Because scam advice is often one of these:

  • Too vague: “Be careful.” Thanks. Life-changing.
  • Too technical: great for experts. Useless when you are panicking.
  • Too smug: “I would never fall for that.” Congratulations on being invincible online.
  • Too salesy: “Buy our protection.” Or else what, another protection?

Dollar Vigil exists to make fraud education usable in real moments. The ones where your heart is racing, your inbox is exploding, and someone is telling you to “verify” your identity by handing it over.

We break scams down.

We show the logic gaps.

We give steps that are boring in the best way.

Boring means safe.

Why sharing scam knowledge helps other people

Scammers win in silence. They depend on people feeling too embarrassed to talk.

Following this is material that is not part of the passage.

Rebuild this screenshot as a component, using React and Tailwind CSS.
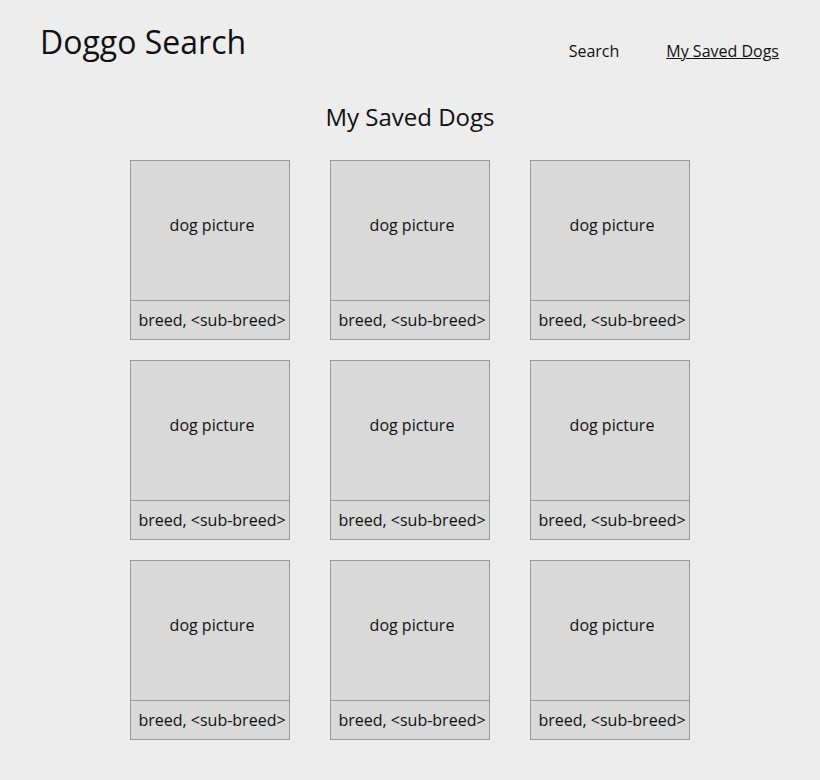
export default function App() {
  const items = Array.from({ length: 9 });
  return (
    <div className="min-h-[780px] w-full bg-[#ededed] text-[#111] font-['Open_Sans',sans-serif]">
      <header className="flex items-start justify-between pl-[40px] pr-[41px] pt-[20px]">
        <h1 className="text-[32px] leading-[44px]">Doggo Search</h1>
        <nav className="flex gap-[47px] pt-[19px] text-[16px] leading-[24px]">
          <span>Search</span>
          <span className="underline">My Saved Dogs</span>
        </nav>
      </header>
      <h2 className="mt-[37px] text-center text-[24px] leading-[32px]">My Saved Dogs</h2>
      <div className="mx-auto mt-[27px] grid w-[560px] grid-cols-[160px_160px_160px] gap-x-[40px] gap-y-[20px]">
        {items.map((_, i) => (
          <div key={i} className="flex h-[180px] flex-col border border-[#9a9a9a] bg-[#d9d9d9]">
            <div className="flex h-[139px] items-start justify-center pl-[4px] pt-[52px] text-[16px] leading-[24px]">
              dog picture
            </div>
            <div className="flex flex-1 items-center justify-center border-t border-[#9a9a9a] pl-[4px] text-[16px] leading-[24px]">
              breed, &lt;sub-breed&gt;
            </div>
          </div>
        ))}
      </div>
    </div>
  );
}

When people share what happened:

  • Patterns become obvious faster.
  • New scam scripts get exposed earlier.
  • Friends and family get a heads up before the scam hits them.
  • Shame shrinks. Clarity grows.

You are not responsible for what a scammer did. But sharing what you learned can make the next attempt fail harder.

A calm ending

If you are here because something happened, take a breath. You are not alone, and you are not the first person a scammer tried this on. You are dealing with a well-practiced liar who does this all day.

If you are here for prevention, good. A little preparation beats a lot of regret.

Either way, the goal is the same: less panic, more clarity, fewer losses, and one more scammer forced to get a real job.